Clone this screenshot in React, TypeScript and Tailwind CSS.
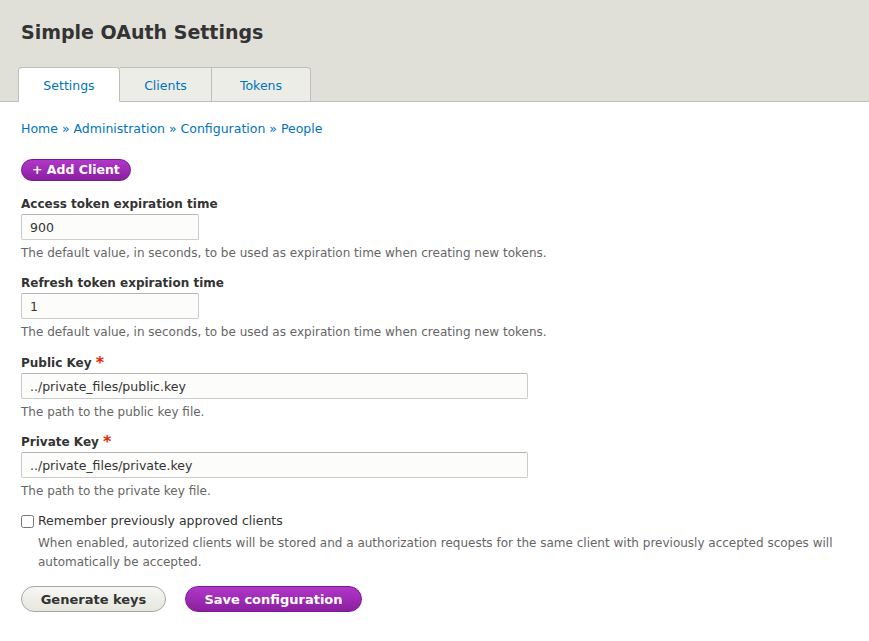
export default function App() {
  return (
    <div className="min-h-[641px] bg-white text-[#333] font-['DejaVu_Sans',sans-serif]">
      {/* Header */}
      <div className="bg-[#e0e0d8] border-b border-[#bfbfba] pl-[18px]">
        <h1 className="pl-[3px] pt-[18px] pb-[21px] text-[19px] leading-[28px] font-bold text-[#333]">
          Simple OAuth Settings
        </h1>
        <div className="flex -mb-px">
          <a className="w-[102px] h-[35px] pt-[3px] flex items-center justify-center bg-white border border-[#bfbfba] border-b-white rounded-t-[4px] text-[12.5px] text-[#0074bd]">
            Settings
          </a>
          <a className="w-[92px] h-[35px] pt-[3px] flex items-center justify-center bg-[#ededE7] border border-l-0 border-[#bfbfba] text-[12.5px] text-[#0074bd]">
            Clients
          </a>
          <a className="w-[99px] h-[35px] pt-[3px] flex items-center justify-center bg-[#ededE7] border border-l-0 border-[#bfbfba] rounded-tr-[4px] text-[12.5px] text-[#0074bd]">
            Tokens
          </a>
        </div>
      </div>

      {/* Body */}
      <div className="px-[21px] pt-[18px]">
        <div className="text-[12.5px] leading-[18px] text-[#0074bd]">
          Home » Administration » Configuration » People
        </div>

        <button className="mt-[21px] h-[22px] px-[10px] rounded-full bg-gradient-to-b from-[#b137c9] to-[#8b1fa0] border border-[#7a1a8e] text-white text-[12.5px] font-bold leading-none">
          + Add Client
        </button>

        <div className="mt-[14px]">
          <label className="block text-[12px] font-bold leading-[18px]">Access token expiration time</label>
          <input
            defaultValue="900"
            className="mt-[1px] block w-[178px] h-[26px] px-[8px] border border-[#ccc] border-t-[#b4b4b4] bg-[#fcfcfa] text-[12.5px] text-[#333] rounded-[2px]"
          />
          <p className="mt-[4px] text-[12px] leading-[18px] text-[#666]">
            The default value, in seconds, to be used as expiration time when creating new tokens.
          </p>
        </div>

        <div className="mt-[12px]">
          <label className="block text-[12px] font-bold leading-[18px]">Refresh token expiration time</label>
          <input
            defaultValue="1"
            className="mt-[1px] block w-[178px] h-[26px] px-[8px] border border-[#ccc] border-t-[#b4b4b4] bg-[#fcfcfa] text-[12.5px] text-[#333] rounded-[2px]"
          />
          <p className="mt-[4px] text-[12px] leading-[18px] text-[#666]">
            The default value, in seconds, to be used as expiration time when creating new tokens.
          </p>
        </div>

        <div className="mt-[13px]">
          <label className="block text-[12px] font-bold leading-[18px]">
            Public Key <span className="text-[#e62600] text-[16px] align-top">*</span>
          </label>
          <input
            defaultValue="../private_files/public.key"
            className="mt-[1px] block w-[507px] h-[26px] px-[8px] border border-[#ccc] border-t-[#b4b4b4] bg-[#fcfcfa] text-[12.5px] text-[#333] rounded-[2px]"
          />
          <p className="mt-[4px] text-[12px] leading-[18px] text-[#666]">The path to the public key file.</p>
        </div>

        <div className="mt-[12px]">
          <label className="block text-[12px] font-bold leading-[18px]">
            Private Key <span className="text-[#e62600] text-[16px] align-top">*</span>
          </label>
          <input
            defaultValue="../private_files/private.key"
            className="mt-[1px] block w-[507px] h-[26px] px-[8px] border border-[#ccc] border-t-[#b4b4b4] bg-[#fcfcfa] text-[12.5px] text-[#333] rounded-[2px]"
          />
          <p className="mt-[4px] text-[12px] leading-[18px] text-[#666]">The path to the private key file.</p>
        </div>

        <div className="mt-[12px]">
          <label className="flex items-center gap-[4px] text-[12.5px] leading-[18px]">
            <input type="checkbox" className="w-[13px] h-[13px] m-0" />
            Remember previously approved clients
          </label>
          <p className="pl-[17px] mt-[4px] text-[12px] leading-[19px] text-[#666]">
            When enabled, autorized clients will be stored and a authorization requests for the same client with previously accepted scopes will automatically be accepted.
          </p>
        </div>

        <div className="mt-[14px] flex gap-[19px]">
          <button className="w-[145px] h-[26px] rounded-full bg-gradient-to-b from-[#f6f6f3] to-[#e7e7df] border border-[#a6a6a6] text-[#333] text-[13px] font-bold leading-none">
            Generate keys
          </button>
          <button className="w-[177px] h-[26px] rounded-full bg-gradient-to-b from-[#b137c9] to-[#8b1fa0] border border-[#7a1a8e] text-white text-[13px] font-bold leading-none">
            Save configuration
          </button>
        </div>
      </div>
    </div>
  )
}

WHAT IS EXPECTED
The listing above must be printed again exactly, minus its pictures.

WRITTEN SOLUTION
Clone this screenshot in React, TypeScript and Tailwind CSS.
export default function App() {
  return (
    <div className="min-h-[641px] bg-white text-[#333] font-['DejaVu_Sans',sans-serif]">
      {/* Header */}
      <div className="bg-[#e0e0d8] border-b border-[#bfbfba] pl-[18px]">
        <h1 className="pl-[3px] pt-[18px] pb-[21px] text-[19px] leading-[28px] font-bold text-[#333]">
          Simple OAuth Settings
        </h1>
        <div className="flex -mb-px">
          <a className="w-[102px] h-[35px] pt-[3px] flex items-center justify-center bg-white border border-[#bfbfba] border-b-white rounded-t-[4px] text-[12.5px] text-[#0074bd]">
            Settings
          </a>
          <a className="w-[92px] h-[35px] pt-[3px] flex items-center justify-center bg-[#ededE7] border border-l-0 border-[#bfbfba] text-[12.5px] text-[#0074bd]">
            Clients
          </a>
          <a className="w-[99px] h-[35px] pt-[3px] flex items-center justify-center bg-[#ededE7] border border-l-0 border-[#bfbfba] rounded-tr-[4px] text-[12.5px] text-[#0074bd]">
            Tokens
          </a>
        </div>
      </div>

      {/* Body */}
      <div className="px-[21px] pt-[18px]">
        <div className="text-[12.5px] leading-[18px] text-[#0074bd]">
          Home » Administration » Configuration » People
        </div>

        <button className="mt-[21px] h-[22px] px-[10px] rounded-full bg-gradient-to-b from-[#b137c9] to-[#8b1fa0] border border-[#7a1a8e] text-white text-[12.5px] font-bold leading-none">
          + Add Client
        </button>

        <div className="mt-[14px]">
          <label className="block text-[12px] font-bold leading-[18px]">Access token expiration time</label>
          <input
            defaultValue="900"
            className="mt-[1px] block w-[178px] h-[26px] px-[8px] border border-[#ccc] border-t-[#b4b4b4] bg-[#fcfcfa] text-[12.5px] text-[#333] rounded-[2px]"
          />
          <p className="mt-[4px] text-[12px] leading-[18px] text-[#666]">
            The default value, in seconds, to be used as expiration time when creating new tokens.
          </p>
        </div>

        <div className="mt-[12px]">
          <label className="block text-[12px] font-bold leading-[18px]">Refresh token expiration time</label>
          <input
            defaultValue="1"
            className="mt-[1px] block w-[178px] h-[26px] px-[8px] border border-[#ccc] border-t-[#b4b4b4] bg-[#fcfcfa] text-[12.5px] text-[#333] rounded-[2px]"
          />
          <p className="mt-[4px] text-[12px] leading-[18px] text-[#666]">
            The default value, in seconds, to be used as expiration time when creating new tokens.
          </p>
        </div>

        <div className="mt-[13px]">
          <label className="block text-[12px] font-bold leading-[18px]">
            Public Key <span className="text-[#e62600] text-[16px] align-top">*</span>
          </label>
          <input
            defaultValue="../private_files/public.key"
            className="mt-[1px] block w-[507px] h-[26px] px-[8px] border border-[#ccc] border-t-[#b4b4b4] bg-[#fcfcfa] text-[12.5px] text-[#333] rounded-[2px]"
          />
          <p className="mt-[4px] text-[12px] leading-[18px] text-[#666]">The path to the public key file.</p>
        </div>

        <div className="mt-[12px]">
          <label className="block text-[12px] font-bold leading-[18px]">
            Private Key <span className="text-[#e62600] text-[16px] align-top">*</span>
          </label>
          <input
            defaultValue="../private_files/private.key"
            className="mt-[1px] block w-[507px] h-[26px] px-[8px] border border-[#ccc] border-t-[#b4b4b4] bg-[#fcfcfa] text-[12.5px] text-[#333] rounded-[2px]"
          />
          <p className="mt-[4px] text-[12px] leading-[18px] text-[#666]">The path to the private key file.</p>
        </div>

        <div className="mt-[12px]">
          <label className="flex items-center gap-[4px] text-[12.5px] leading-[18px]">
            <input type="checkbox" className="w-[13px] h-[13px] m-0" />
            Remember previously approved clients
          </label>
          <p className="pl-[17px] mt-[4px] text-[12px] leading-[19px] text-[#666]">
            When enabled, autorized clients will be stored and a authorization requests for the same client with previously accepted scopes will automatically be accepted.
          </p>
        </div>

        <div className="mt-[14px] flex gap-[19px]">
          <button className="w-[145px] h-[26px] rounded-full bg-gradient-to-b from-[#f6f6f3] to-[#e7e7df] border border-[#a6a6a6] text-[#333] text-[13px] font-bold leading-none">
            Generate keys
          </button>
          <button className="w-[177px] h-[26px] rounded-full bg-gradient-to-b from-[#b137c9] to-[#8b1fa0] border border-[#7a1a8e] text-white text-[13px] font-bold leading-none">
            Save configuration
          </button>
        </div>
      </div>
    </div>
  )
}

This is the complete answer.